* START *

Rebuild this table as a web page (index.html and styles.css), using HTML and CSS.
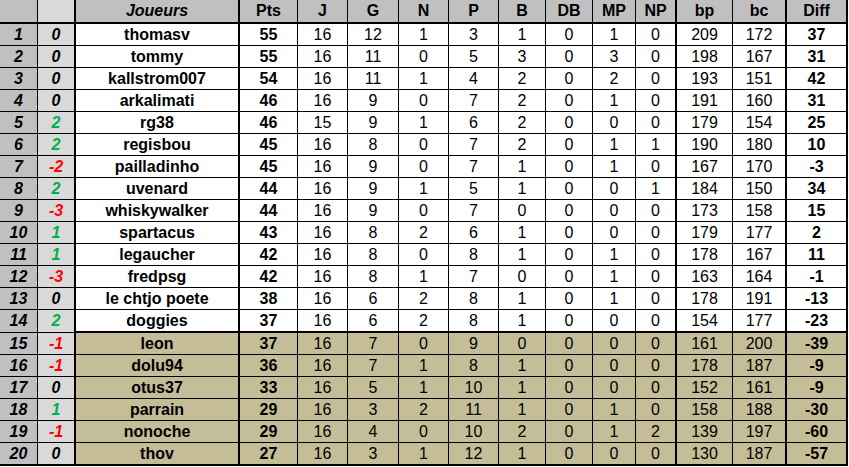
FILE: index.html
```html
<!DOCTYPE html>
<html lang="fr">
<head>
<meta charset="utf-8">
<title>Classement</title>
<link rel="stylesheet" href="styles.css">
</head>
<body>
<div class="board">
  <div class="row hdr"><div></div><div></div><div class="ji">Joueurs</div><div>Pts</div><div>J</div><div>G</div><div>N</div><div>P</div><div>B</div><div>DB</div><div>MP</div><div>NP</div><div>bp</div><div>bc</div><div>Diff</div></div>
  <div class="row"><div>1</div><div>0</div><div>thomasv</div><div>55</div><div>16</div><div>12</div><div>1</div><div>3</div><div>1</div><div>0</div><div>1</div><div>0</div><div>209</div><div>172</div><div>37</div></div>
  <div class="row"><div>2</div><div>0</div><div>tommy</div><div>55</div><div>16</div><div>11</div><div>0</div><div>5</div><div>3</div><div>0</div><div>3</div><div>0</div><div>198</div><div>167</div><div>31</div></div>
  <div class="row"><div>3</div><div>0</div><div>kallstrom007</div><div>54</div><div>16</div><div>11</div><div>1</div><div>4</div><div>2</div><div>0</div><div>2</div><div>0</div><div>193</div><div>151</div><div>42</div></div>
  <div class="row"><div>4</div><div>0</div><div>arkalimati</div><div>46</div><div>16</div><div>9</div><div>0</div><div>7</div><div>2</div><div>0</div><div>1</div><div>0</div><div>191</div><div>160</div><div>31</div></div>
  <div class="row"><div>5</div><div class="up">2</div><div>rg38</div><div>46</div><div>15</div><div>9</div><div>1</div><div>6</div><div>2</div><div>0</div><div>0</div><div>0</div><div>179</div><div>154</div><div>25</div></div>
  <div class="row"><div>6</div><div class="up">2</div><div>regisbou</div><div>45</div><div>16</div><div>8</div><div>0</div><div>7</div><div>2</div><div>0</div><div>1</div><div>1</div><div>190</div><div>180</div><div>10</div></div>
  <div class="row"><div>7</div><div class="dn">-2</div><div>pailladinho</div><div>45</div><div>16</div><div>9</div><div>0</div><div>7</div><div>1</div><div>0</div><div>1</div><div>0</div><div>167</div><div>170</div><div>-3</div></div>
  <div class="row"><div>8</div><div class="up">2</div><div>uvenard</div><div>44</div><div>16</div><div>9</div><div>1</div><div>5</div><div>1</div><div>0</div><div>0</div><div>1</div><div>184</div><div>150</div><div>34</div></div>
  <div class="row"><div>9</div><div class="dn">-3</div><div>whiskywalker</div><div>44</div><div>16</div><div>9</div><div>0</div><div>7</div><div>0</div><div>0</div><div>0</div><div>0</div><div>173</div><div>158</div><div>15</div></div>
  <div class="row"><div>10</div><div class="up">1</div><div>spartacus</div><div>43</div><div>16</div><div>8</div><div>2</div><div>6</div><div>1</div><div>0</div><div>0</div><div>0</div><div>179</div><div>177</div><div>2</div></div>
  <div class="row"><div>11</div><div class="up">1</div><div>legaucher</div><div>42</div><div>16</div><div>8</div><div>0</div><div>8</div><div>1</div><div>0</div><div>1</div><div>0</div><div>178</div><div>167</div><div>11</div></div>
  <div class="row"><div>12</div><div class="dn">-3</div><div>fredpsg</div><div>42</div><div>16</div><div>8</div><div>1</div><div>7</div><div>0</div><div>0</div><div>1</div><div>0</div><div>163</div><div>164</div><div>-1</div></div>
  <div class="row"><div>13</div><div>0</div><div>le chtjo poete</div><div>38</div><div>16</div><div>6</div><div>2</div><div>8</div><div>1</div><div>0</div><div>1</div><div>0</div><div>178</div><div>191</div><div>-13</div></div>
  <div class="row sep"><div>14</div><div class="up">2</div><div>doggies</div><div>37</div><div>16</div><div>6</div><div>2</div><div>8</div><div>1</div><div>0</div><div>0</div><div>0</div><div>154</div><div>177</div><div>-23</div></div>
  <div class="row tan"><div>15</div><div class="dn">-1</div><div>leon</div><div>37</div><div>16</div><div>7</div><div>0</div><div>9</div><div>0</div><div>0</div><div>0</div><div>0</div><div>161</div><div>200</div><div>-39</div></div>
  <div class="row tan"><div>16</div><div class="dn">-1</div><div>dolu94</div><div>36</div><div>16</div><div>7</div><div>1</div><div>8</div><div>1</div><div>0</div><div>0</div><div>0</div><div>178</div><div>187</div><div>-9</div></div>
  <div class="row tan"><div>17</div><div>0</div><div>otus37</div><div>33</div><div>16</div><div>5</div><div>1</div><div>10</div><div>1</div><div>0</div><div>0</div><div>0</div><div>152</div><div>161</div><div>-9</div></div>
  <div class="row tan"><div>18</div><div class="up">1</div><div>parrain</div><div>29</div><div>16</div><div>3</div><div>2</div><div>11</div><div>1</div><div>0</div><div>1</div><div>0</div><div>158</div><div>188</div><div>-30</div></div>
  <div class="row tan"><div>19</div><div class="dn">-1</div><div>nonoche</div><div>29</div><div>16</div><div>4</div><div>0</div><div>10</div><div>2</div><div>0</div><div>1</div><div>2</div><div>139</div><div>197</div><div>-60</div></div>
  <div class="row tan last"><div>20</div><div>0</div><div>thov</div><div>27</div><div>16</div><div>3</div><div>1</div><div>12</div><div>1</div><div>0</div><div>0</div><div>0</div><div>130</div><div>187</div><div>-57</div></div>
</div>
</body>
</html>
```
FILE: styles.css
```css
html, body {
  margin: 0;
  padding: 0;
  background: #ffffff;
}

.board {
  width: 849px;
  font-family: "Liberation Sans", Arial, sans-serif;
  font-size: 16px;
  color: #000000;
}

.row {
  display: grid;
  grid-template-columns: 38px 38px 164px 58px 50px 51px 50px 50px 47px 47px 43px 41px 56px 54px 61px;
  height: 22px;
}

.row > div {
  box-sizing: border-box;
  display: flex;
  align-items: center;
  justify-content: center;
  border-right: 1px solid #000;
  border-bottom: 1px solid #000;
  white-space: nowrap;
  background: #ffffff;
}

.row > div:nth-child(1) {
  background: #c0c0c0;
  font-weight: bold;
  font-style: italic;
}

.row > div:nth-child(2) {
  background: #d9d9d9;
  font-weight: bold;
  font-style: italic;
  border-right-width: 2px;
}

.row > div:nth-child(3) {
  font-weight: bold;
  border-right-width: 2px;
}

.row > div:nth-child(4) {
  font-weight: bold;
}

.row > div:nth-child(12),
.row > div:nth-child(14),
.row > div:nth-child(15) {
  border-right-width: 2px;
}

.row > div:nth-child(15) {
  font-weight: bold;
}

.row > div.up { color: #00b050; }
.row > div.dn { color: #ff0000; }

.hdr {
  height: 24px;
}

.hdr > div {
  background: #c0c0c0;
  font-weight: bold;
  border-bottom-width: 2px;
}

.hdr > div:nth-child(2) {
  background: #d9d9d9;
}

.hdr > div.ji {
  font-style: italic;
}

.sep, .last {
  height: 23px;
}

.sep > div:nth-child(n+3),
.last > div {
  border-bottom-width: 2px;
}

.tan > div:nth-child(n+3) {
  background: #c4bd97;
}
```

* END *

SHORT TASK: Without the pictures, output the full listing exactly as it stands.

WRITTEN ANSWER:
Rebuild this table as a web page (index.html and styles.css), using HTML and CSS.
FILE: index.html
```html
<!DOCTYPE html>
<html lang="fr">
<head>
<meta charset="utf-8">
<title>Classement</title>
<link rel="stylesheet" href="styles.css">
</head>
<body>
<div class="board">
  <div class="row hdr"><div></div><div></div><div class="ji">Joueurs</div><div>Pts</div><div>J</div><div>G</div><div>N</div><div>P</div><div>B</div><div>DB</div><div>MP</div><div>NP</div><div>bp</div><div>bc</div><div>Diff</div></div>
  <div class="row"><div>1</div><div>0</div><div>thomasv</div><div>55</div><div>16</div><div>12</div><div>1</div><div>3</div><div>1</div><div>0</div><div>1</div><div>0</div><div>209</div><div>172</div><div>37</div></div>
  <div class="row"><div>2</div><div>0</div><div>tommy</div><div>55</div><div>16</div><div>11</div><div>0</div><div>5</div><div>3</div><div>0</div><div>3</div><div>0</div><div>198</div><div>167</div><div>31</div></div>
  <div class="row"><div>3</div><div>0</div><div>kallstrom007</div><div>54</div><div>16</div><div>11</div><div>1</div><div>4</div><div>2</div><div>0</div><div>2</div><div>0</div><div>193</div><div>151</div><div>42</div></div>
  <div class="row"><div>4</div><div>0</div><div>arkalimati</div><div>46</div><div>16</div><div>9</div><div>0</div><div>7</div><div>2</div><div>0</div><div>1</div><div>0</div><div>191</div><div>160</div><div>31</div></div>
  <div class="row"><div>5</div><div class="up">2</div><div>rg38</div><div>46</div><div>15</div><div>9</div><div>1</div><div>6</div><div>2</div><div>0</div><div>0</div><div>0</div><div>179</div><div>154</div><div>25</div></div>
  <div class="row"><div>6</div><div class="up">2</div><div>regisbou</div><div>45</div><div>16</div><div>8</div><div>0</div><div>7</div><div>2</div><div>0</div><div>1</div><div>1</div><div>190</div><div>180</div><div>10</div></div>
  <div class="row"><div>7</div><div class="dn">-2</div><div>pailladinho</div><div>45</div><div>16</div><div>9</div><div>0</div><div>7</div><div>1</div><div>0</div><div>1</div><div>0</div><div>167</div><div>170</div><div>-3</div></div>
  <div class="row"><div>8</div><div class="up">2</div><div>uvenard</div><div>44</div><div>16</div><div>9</div><div>1</div><div>5</div><div>1</div><div>0</div><div>0</div><div>1</div><div>184</div><div>150</div><div>34</div></div>
  <div class="row"><div>9</div><div class="dn">-3</div><div>whiskywalker</div><div>44</div><div>16</div><div>9</div><div>0</div><div>7</div><div>0</div><div>0</div><div>0</div><div>0</div><div>173</div><div>158</div><div>15</div></div>
  <div class="row"><div>10</div><div class="up">1</div><div>spartacus</div><div>43</div><div>16</div><div>8</div><div>2</div><div>6</div><div>1</div><div>0</div><div>0</div><div>0</div><div>179</div><div>177</div><div>2</div></div>
  <div class="row"><div>11</div><div class="up">1</div><div>legaucher</div><div>42</div><div>16</div><div>8</div><div>0</div><div>8</div><div>1</div><div>0</div><div>1</div><div>0</div><div>178</div><div>167</div><div>11</div></div>
  <div class="row"><div>12</div><div class="dn">-3</div><div>fredpsg</div><div>42</div><div>16</div><div>8</div><div>1</div><div>7</div><div>0</div><div>0</div><div>1</div><div>0</div><div>163</div><div>164</div><div>-1</div></div>
  <div class="row"><div>13</div><div>0</div><div>le chtjo poete</div><div>38</div><div>16</div><div>6</div><div>2</div><div>8</div><div>1</div><div>0</div><div>1</div><div>0</div><div>178</div><div>191</div><div>-13</div></div>
  <div class="row sep"><div>14</div><div class="up">2</div><div>doggies</div><div>37</div><div>16</div><div>6</div><div>2</div><div>8</div><div>1</div><div>0</div><div>0</div><div>0</div><div>154</div><div>177</div><div>-23</div></div>
  <div class="row tan"><div>15</div><div class="dn">-1</div><div>leon</div><div>37</div><div>16</div><div>7</div><div>0</div><div>9</div><div>0</div><div>0</div><div>0</div><div>0</div><div>161</div><div>200</div><div>-39</div></div>
  <div class="row tan"><div>16</div><div class="dn">-1</div><div>dolu94</div><div>36</div><div>16</div><div>7</div><div>1</div><div>8</div><div>1</div><div>0</div><div>0</div><div>0</div><div>178</div><div>187</div><div>-9</div></div>
  <div class="row tan"><div>17</div><div>0</div><div>otus37</div><div>33</div><div>16</div><div>5</div><div>1</div><div>10</div><div>1</div><div>0</div><div>0</div><div>0</div><div>152</div><div>161</div><div>-9</div></div>
  <div class="row tan"><div>18</div><div class="up">1</div><div>parrain</div><div>29</div><div>16</div><div>3</div><div>2</div><div>11</div><div>1</div><div>0</div><div>1</div><div>0</div><div>158</div><div>188</div><div>-30</div></div>
  <div class="row tan"><div>19</div><div class="dn">-1</div><div>nonoche</div><div>29</div><div>16</div><div>4</div><div>0</div><div>10</div><div>2</div><div>0</div><div>1</div><div>2</div><div>139</div><div>197</div><div>-60</div></div>
  <div class="row tan last"><div>20</div><div>0</div><div>thov</div><div>27</div><div>16</div><div>3</div><div>1</div><div>12</div><div>1</div><div>0</div><div>0</div><div>0</div><div>130</div><div>187</div><div>-57</div></div>
</div>
</body>
</html>
```
FILE: styles.css
```css
html, body {
  margin: 0;
  padding: 0;
  background: #ffffff;
}

.board {
  width: 849px;
  font-family: "Liberation Sans", Arial, sans-serif;
  font-size: 16px;
  color: #000000;
}

.row {
  display: grid;
  grid-template-columns: 38px 38px 164px 58px 50px 51px 50px 50px 47px 47px 43px 41px 56px 54px 61px;
  height: 22px;
}

.row > div {
  box-sizing: border-box;
  display: flex;
  align-items: center;
  justify-content: center;
  border-right: 1px solid #000;
  border-bottom: 1px solid #000;
  white-space: nowrap;
  background: #ffffff;
}

.row > div:nth-child(1) {
  background: #c0c0c0;
  font-weight: bold;
  font-style: italic;
}

.row > div:nth-child(2) {
  background: #d9d9d9;
  font-weight: bold;
  font-style: italic;
  border-right-width: 2px;
}

.row > div:nth-child(3) {
  font-weight: bold;
  border-right-width: 2px;
}

.row > div:nth-child(4) {
  font-weight: bold;
}

.row > div:nth-child(12),
.row > div:nth-child(14),
.row > div:nth-child(15) {
  border-right-width: 2px;
}

.row > div:nth-child(15) {
  font-weight: bold;
}

.row > div.up { color: #00b050; }
.row > div.dn { color: #ff0000; }

.hdr {
  height: 24px;
}

.hdr > div {
  background: #c0c0c0;
  font-weight: bold;
  border-bottom-width: 2px;
}

.hdr > div:nth-child(2) {
  background: #d9d9d9;
}

.hdr > div.ji {
  font-style: italic;
}

.sep, .last {
  height: 23px;
}

.sep > div:nth-child(n+3),
.last > div {
  border-bottom-width: 2px;
}

.tan > div:nth-child(n+3) {
  background: #c4bd97;
}
```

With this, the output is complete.